The other problem is the one-and-done rule, which is the result of a rule implemented by the NBA. Having those kids on campus for one year is better than not having them at all, but it creates a problem: with the exception of the occasional Kevin Durant or Carmelo Anthony, freshmen, regardless of how talented they are, are generally not ready to step on campus and dominate. Just look at what’s happening with Kentucky and UCLA this season. They had loaded recruiting classes, and they’re probably not going to win their conference.

They’ll be a dangerous tournament team, but that’s because it took them four months to finally figure out how to play. If those kids spend two years on campus, the early season hoops will be better.

But they won’t be.

Which only drives home the point that college basketball cannot do away with March Madness.
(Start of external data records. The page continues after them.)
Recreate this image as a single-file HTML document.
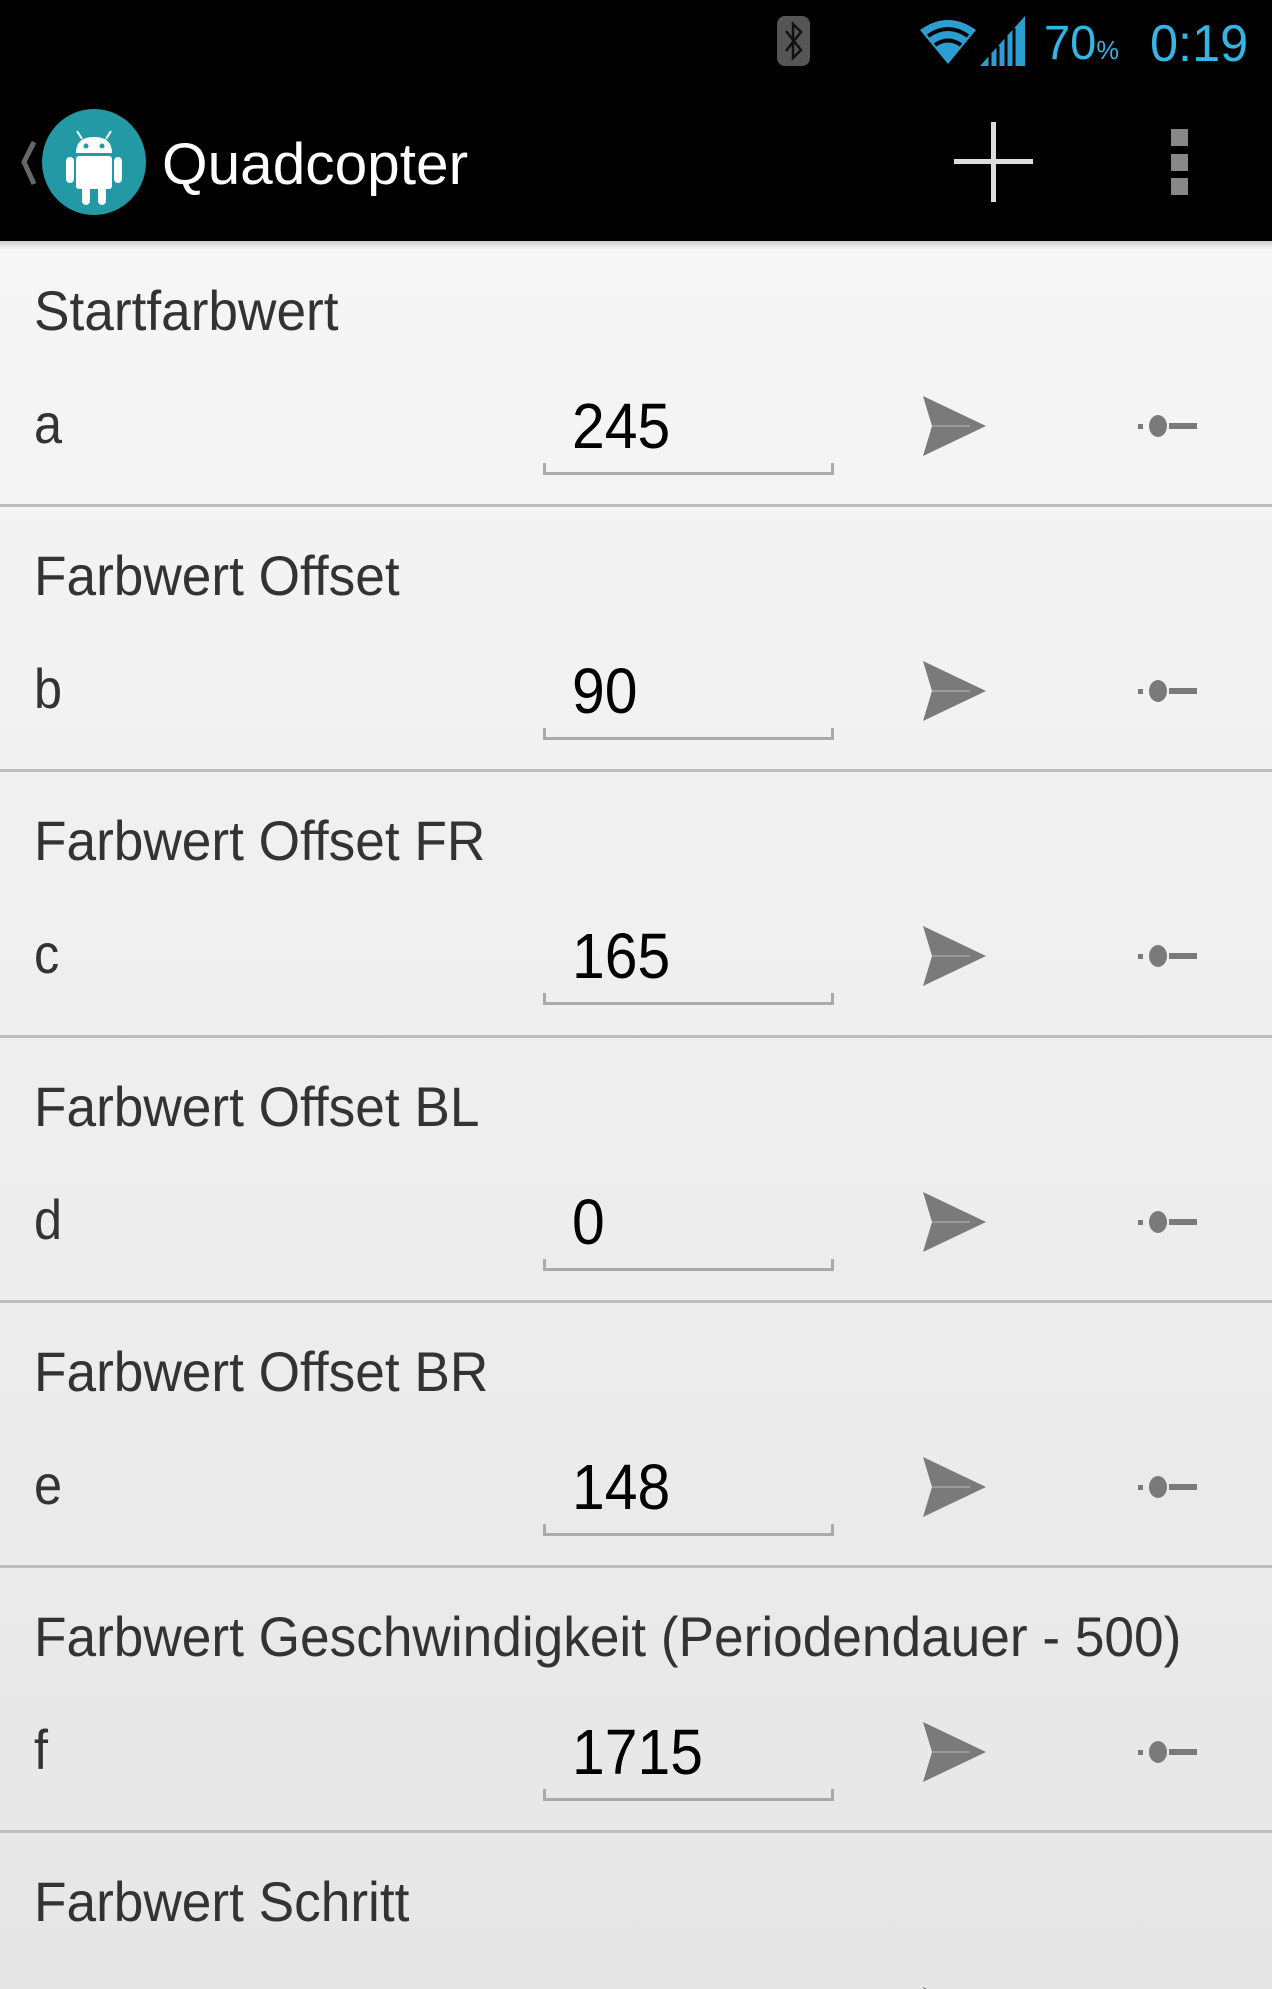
<!DOCTYPE html>
<html style="width:1272px;height:1989px;overflow:hidden"><head><meta charset="utf-8"><style>
*{margin:0;padding:0;box-sizing:border-box}
body{width:1272px;height:1989px;overflow:hidden;font-family:"Liberation Sans",sans-serif}
#wrap{position:relative;width:1272px;height:1989px;overflow:hidden;background:linear-gradient(#f8f8f8,#e6e6e6)}
.top{position:absolute;left:0;top:0;width:1272px;height:241px;background:#000}
.t{position:absolute;white-space:nowrap;transform-origin:left center;line-height:1}
.sep{position:absolute;left:0;width:1272px;height:3px;background:#bdbdbd}
.title{font-size:56px;color:#333;transform:scaleX(0.95)}
.let{font-size:56px;color:#333;transform:scaleX(0.9)}
.val{font-size:64px;color:#000;transform:scaleX(0.92)}
.ul{position:absolute;left:543px;width:291px;height:12px;border:3px solid #aaa;border-top:none}
</style></head><body><div id="wrap">
<div class="top"></div>
<div style="position:absolute;left:777px;top:16px;width:33px;height:50px;background:#555;border-radius:8px"></div>
<svg style="position:absolute;left:777px;top:16px" width="33" height="50"><path d="M9 15 L24 34 L16 42 L16 8 L24 16 L9 35" stroke="#111" stroke-width="2.5" fill="none"/></svg>
<svg style="position:absolute;left:918px;top:16px" width="110" height="52">
<path d="M2 14 Q30 -6 58 14 L30 48 Z" fill="#2b9fd2"/>
<path d="M10 20 Q30 6 50 20" stroke="#000" stroke-width="4" fill="none"/>
<path d="M17 29 Q30 20 43 29" stroke="#000" stroke-width="4" fill="none"/>
<path d="M62 50 L107 50 L107 0 Z" fill="#2b9fd2"/>
<path d="M72 50 L72 38 M80 50 L80 30 M88 50 L88 20 M96 50 L96 12" stroke="#000" stroke-width="3"/>
</svg>
<div class="t" style="left:1044px;top:20px;font-size:48px;color:#33b5e5;transform:scaleX(0.98)">70<span style="font-size:26px">%</span></div>
<div class="t" style="left:1150px;top:18px;font-size:52px;color:#33b5e5;transform:scaleX(0.97)">0:19</div>
<svg style="position:absolute;left:10px;top:138px" width="30" height="50"><path d="M24 4 L14 24 L24 46" stroke="#666" stroke-width="5" fill="none"/></svg>
<div style="position:absolute;left:42px;top:109px;width:104px;height:106px;border-radius:50%;background:#2399a5"></div>
<svg style="position:absolute;left:42px;top:109px" width="104" height="106">
<path d="M35 22 L40 30 M69 22 L64 30" stroke="#fff" stroke-width="2"/>
<path d="M34 44 Q34 28 52 28 Q70 28 70 44 Z" fill="#fff"/>
<circle cx="44" cy="37" r="2.5" fill="#2399a5"/><circle cx="60" cy="37" r="2.5" fill="#2399a5"/>
<rect x="34" y="47" width="36" height="33" rx="3" fill="#fff"/>
<rect x="24" y="48" width="8" height="26" rx="4" fill="#fff"/><rect x="72" y="48" width="8" height="26" rx="4" fill="#fff"/>
<rect x="40" y="76" width="8" height="20" rx="4" fill="#fff"/><rect x="56" y="76" width="8" height="20" rx="4" fill="#fff"/>
</svg>
<div class="t" style="left:162px;top:136px;font-size:58px;color:#fff;transform:scaleX(1.01)">Quadcopter</div>
<div style="position:absolute;left:954px;top:159px;width:79px;height:5px;background:#ddd"></div>
<div style="position:absolute;left:991px;top:122px;width:5px;height:80px;background:#ddd"></div>
<div style="position:absolute;left:1171px;top:129px;width:17px;height:17px;background:#888"></div>
<div style="position:absolute;left:1171px;top:154px;width:17px;height:17px;background:#888"></div>
<div style="position:absolute;left:1171px;top:178px;width:17px;height:17px;background:#888"></div>
<div style="position:absolute;left:0;top:241px;width:1272px;height:8px;background:linear-gradient(#ccc,rgba(0,0,0,0))"></div>
<div id="rows"></div>
</div>
<script>
(function(){
var d=[["Startfarbwert","a","245"],["Farbwert Offset","b","90"],["Farbwert Offset FR","c","165"],["Farbwert Offset BL","d","0"],["Farbwert Offset BR","e","148"],["Farbwert Geschwindigkeit (Periodendauer - 500)","f","1715"],["Farbwert Schritt","",""]];
var h="";
for(var i=0;i<d.length;i++){var y=Math.round(241+i*265.2);
if(i>0)h+='<div class="sep" style="top:'+(y-2)+'px"></div>';
h+='<div class="t title" style="left:34px;top:'+(y+42)+'px">'+d[i][0]+'</div>';
var c=y+185;
if(d[i][1]){
h+='<div class="t let" style="left:34px;top:'+(c-30)+'px">'+d[i][1]+'</div>';
h+='<div class="t val" style="left:572px;top:'+(c-32)+'px">'+d[i][2]+'</div>';
h+='<div class="ul" style="top:'+(c+37)+'px"></div>';
h+='<svg style="position:absolute;left:920px;top:'+(c-32)+'px" width="70" height="64"><path d="M3 2 L66 32 L3 62 L12 32 Z" fill="#7a7a7a"/><path d="M12 32 L50 32" stroke="#9a9a9a" stroke-width="2"/></svg>';
h+='<svg style="position:absolute;left:1136px;top:'+(c-14)+'px" width="64" height="28"><rect x="2" y="12" width="5" height="5" fill="#7a7a7a"/><ellipse cx="22" cy="14" rx="9" ry="11" fill="#7a7a7a"/><rect x="33" y="11" width="28" height="6" fill="#7a7a7a"/></svg>';
} else {
h+='<svg style="position:absolute;left:920px;top:'+(c-32)+'px" width="70" height="64"><path d="M3 2 L66 32 L3 62 L12 32 Z" fill="#7a7a7a"/></svg>';
}}
document.getElementById("rows").innerHTML=h;
})();
</script>
</body></html>
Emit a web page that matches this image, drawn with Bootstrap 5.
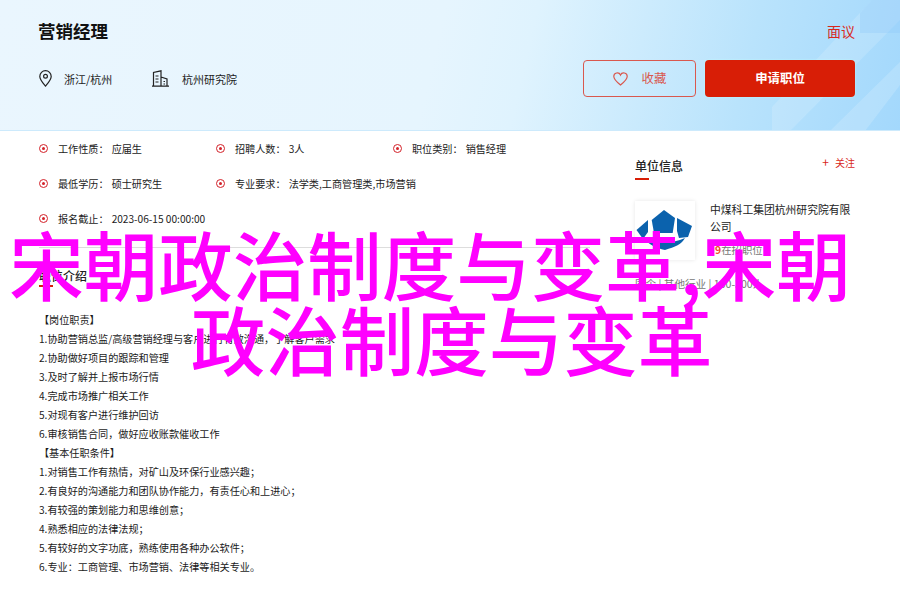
<!DOCTYPE html>
<html lang="zh-CN">
<head>
<meta charset="utf-8">
<title>营销经理</title>
<link rel="stylesheet" href="https://cdn.jsdelivr.net/npm/bootstrap@5.3.0/dist/css/bootstrap.min.css">
<style>
html,body{height:589px;overflow:hidden}
body{position:relative;background:#fff;color:#1a1a1a;font-family:"Noto Sans CJK SC","Liberation Sans",sans-serif;font-size:10.15px}
.hero{position:relative;height:131px;padding:0 45px 0 39px;overflow:hidden;background:linear-gradient(103deg,#eaf6fe 0%,#e6f5fe 48%,#dff3fe 58%,#b9e3fc 82%,#a3d8fc 100%);border-bottom:1px solid #cdeafc}
.hero-deco{position:absolute;right:0;top:0;width:250px;height:131px}
.hero-in{position:relative}
.job-title{font-size:17.5px;font-weight:700;color:#111;line-height:24px;margin:0 0 0 -1px}
.pay{font-size:14px;color:#d9281c;line-height:20px}
.top-row{padding-top:19px}
.meta-row{margin-top:17px;align-items:center}
.meta-txt{font-size:11px;color:#222;line-height:16px}
.meta-one{width:88px}
.pin-ic{width:13px;height:17px;margin-right:12px}
.bld-ic{width:17px;height:17px;margin-right:13px}
.btn-fav,.btn-go{height:37px;font-size:12.4px;padding:0;border-radius:4px;display:flex;align-items:center;justify-content:center}
.btn-fav{width:113px;border:1px solid #d9584e;color:#d9584e;background:transparent}
.btn-fav svg{width:15px;height:14px;margin-right:14px}
.btn-fav:hover{color:#d9584e;border-color:#d9584e}
.btn-go{width:150px;margin-left:9px;background:#d81e06;color:#fff;font-weight:700;border:0;box-shadow:0 0 2px #bff}
.btn-go:hover{background:#d81e06;color:#fff}
.main-wrap{padding-left:39px}
.left-col{width:551px}
.right-col{width:220px;margin-left:45px}
.facts{display:grid;grid-template-columns:177px 177px 177px;grid-auto-rows:35px}
.fact{display:flex;align-items:center;white-space:nowrap;color:#222}
.dot{width:9px;height:9px;margin-right:10px;border:1.5px solid #d3222a;border-radius:50%;flex:none;display:flex;align-items:center;justify-content:center}
.dot::after{content:"";width:3.5px;height:3.5px;border-radius:50%;background:#d3222a}
.fact-k{margin-right:3px}
.split{border-top:1px solid #ddd;margin:11px 0 0}
.sec-title{font-size:12px;line-height:18px;color:#222;margin:0;display:inline-block}
.sec-bar{width:14px;height:2px;background:#d81e06;display:block}
.intro-head{margin-top:19px}
.desc{margin-top:23px;line-height:19px;color:#1a1a1a}
.desc p{margin:0;white-space:nowrap}
.side-head{padding-top:26px}
.follow{font-size:10px;color:#d9281c;line-height:18px;margin-top:-4px}
.plus{color:#d9281c;margin-right:6px;font-size:12px}
.side-bar{margin-top:3px}
.co{margin-top:21px}
.logo-box{width:60px;height:59px;box-shadow:0 0 4px rgba(0,0,0,.1);background:#fff;flex:none}
.logo-box svg{width:60px;height:59px;display:block}
.co-txt{margin-left:15px;width:145px}
.co-name{font-size:10.8px;line-height:17px;color:#222;margin:0}
.co-open{font-size:10.4px;color:#777;line-height:14px;margin-top:8px;padding-left:5px}
.co-open b{color:#f04a2a;font-weight:700}
.co-tags{margin-top:17px;color:#777;font-size:10.6px;line-height:14px;white-space:nowrap}
.stamp{position:absolute;left:0;top:225px;width:900px;text-align:center;color:#f0f;font-size:74.5px;line-height:75px;font-weight:500;white-space:nowrap}
.stamp span{display:block}
.stamp-a{margin-right:40px}
.stamp-b{margin-left:3px}
</style>
</head>
<body>
<header class="hero">
  <svg class="hero-deco" viewBox="0 0 250 131" aria-hidden="true">
    <polygon points="122,107 222,0 250,0 250,20 140,131 122,131" fill="#fff" opacity=".15"/>
    <polygon points="180,131 250,62 250,85 215,131" fill="#fff" opacity=".16"/>
    <polygon points="210,13 222,0 250,0 250,33 210,33" fill="#8cc8fa" opacity=".3"/>
  </svg>
  <div class="hero-in">
    <div class="top-row d-flex justify-content-between align-items-center">
      <h1 class="job-title">营销经理</h1>
      <span class="pay">面议</span>
    </div>
    <div class="d-flex justify-content-between meta-row">
      <div class="d-flex align-items-center">
        <svg class="pin-ic" viewBox="0 0 13 17" fill="none" stroke="#222" stroke-width="1.2"><path d="M6.5 16C3.5 12.5 .8 9.6 .8 6.4a5.7 5.7 0 0 1 11.4 0C12.2 9.6 9.5 12.5 6.5 16z"/><circle cx="6.5" cy="6.3" r="1.9"/></svg>
        <span class="meta-txt meta-one">浙江/杭州</span>
        <svg class="bld-ic" viewBox="0 0 17 17" fill="none" stroke="#222" stroke-width="1.2"><path d="M0 16.2h17M1.5 16V2.5L9 .8V16M9 7l6 2v7"/><path d="M3.5 6h3M3.5 9h3M3.5 12h3M11.5 11.5h1.5M11.5 14h1.5"/></svg>
        <span class="meta-txt">杭州研究院</span>
      </div>
      <div class="d-flex">
        <a class="btn btn-fav" href="#"><svg viewBox="0 0 15 14" fill="none" stroke="#d9584e" stroke-width="1.2"><path d="M7.5 13C3.5 9.8.8 7.5.8 4.5A3.5 3.5 0 0 1 7.5 3a3.5 3.5 0 0 1 6.7 1.5c0 3-2.7 5.3-6.7 8.5z"/></svg>收藏</a>
        <a class="btn btn-go" href="#">申请职位</a>
      </div>
    </div>
  </div>
</header>
<main class="main-wrap d-flex">
  <section class="left-col">
    <div class="facts">
      <div class="fact"><i class="dot"></i><span class="fact-k">工作性质：</span>应届生</div>
      <div class="fact"><i class="dot"></i><span class="fact-k">招聘人数：</span>3人</div>
      <div class="fact"><i class="dot"></i><span class="fact-k">职位类别：</span>销售经理</div>
      <div class="fact"><i class="dot"></i><span class="fact-k">最低学历：</span>硕士研究生</div>
      <div class="fact"><i class="dot"></i><span class="fact-k">专业要求：</span>法学类,工商管理类,市场营销</div>
      <div class="fact"></div>
      <div class="fact"><i class="dot"></i><span class="fact-k">报名截止：</span>2023-06-15 00:00:00</div>
    </div>
    <hr class="split opacity-100">
    <div class="intro-head">
      <h2 class="sec-title">职位介绍</h2>
      <i class="sec-bar"></i>
    </div>
    <div class="desc">
      <p>【岗位职责】</p>
      <p>1.协助营销总监/高级营销经理与客户进行有效沟通，了解客户需求</p>
      <p>2.协助做好项目的跟踪和管理</p>
      <p>3.及时了解并上报市场行情</p>
      <p>4.完成市场推广相关工作</p>
      <p>5.对现有客户进行维护回访</p>
      <p>6.审核销售合同，做好应收账款催收工作</p>
      <p>【基本任职条件】</p>
      <p>1.对销售工作有热情，对矿山及环保行业感兴趣；</p>
      <p>2.有良好的沟通能力和团队协作能力，有责任心和上进心；</p>
      <p>3.有较强的策划能力和思维创意；</p>
      <p>4.熟悉相应的法律法规；</p>
      <p>5.有较好的文字功底，熟练使用各种办公软件；</p>
      <p>6.专业：工商管理、市场营销、法律等相关专业。</p>
    </div>
  </section>
  <aside class="right-col">
    <div class="side-head d-flex justify-content-between">
      <div>
        <h2 class="sec-title">单位信息</h2>
        <i class="sec-bar side-bar"></i>
      </div>
      <a class="follow text-decoration-none" href="#"><span class="plus">+</span>关注</a>
    </div>
    <div class="co d-flex">
      <div class="logo-box">
        <svg viewBox="0 0 60 59" aria-hidden="true" fill="#0b62ad">
          <path d="M29 9l11 8-2.300 15H19L16.700 19z"/>
          <path d="M13 19L1.500 29l6.500 9 5-7z"/>
          <path d="M42 17l15 8-4 11-9 1-2-7z"/>
          <path d="M10 38c8 5 28 5 40-1-3 6-10 9-20 12-9-2-16-5-20-11z"/>
        </svg>
      </div>
      <div class="co-txt">
        <p class="co-name">中煤科工集团杭州研究院有限公司</p>
        <div class="co-open"><b>9</b>在招职位</div>
      </div>
    </div>
    <div class="co-tags">国企 | 其他行业 | 100-300人</div>
  </aside>
</main>
<div class="stamp"><span class="stamp-a">宋朝政治制度与变革,宋朝</span><span class="stamp-b">政治制度与变革</span></div>
<script src="https://cdn.jsdelivr.net/npm/bootstrap@5.3.0/dist/js/bootstrap.bundle.min.js"></script>
</body>
</html>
How many sports can dominate the attention of every fan across the country for an entire month? College basketball does that. Every March, all eyes turn to college hoops as fans settle in to cheer for the bracket they filled out and, secondarily, their alma mater. That’s a key right there. March Madness brings in fans that are there to watch more than just their team’s game.

I don’t agree with Dodds that basketball is in shambles.

But I do believe the sport needs to be improved. To do that, the most talented players need to spend a longer period of time on campus, the overall level of play needs to be improved, and the games that occur throughout the month of December need to be more relevant.

More talent and better play in bigger games will equal more eyeballs.

Changing the one thing that college basketball does better than any other sport is not the answer.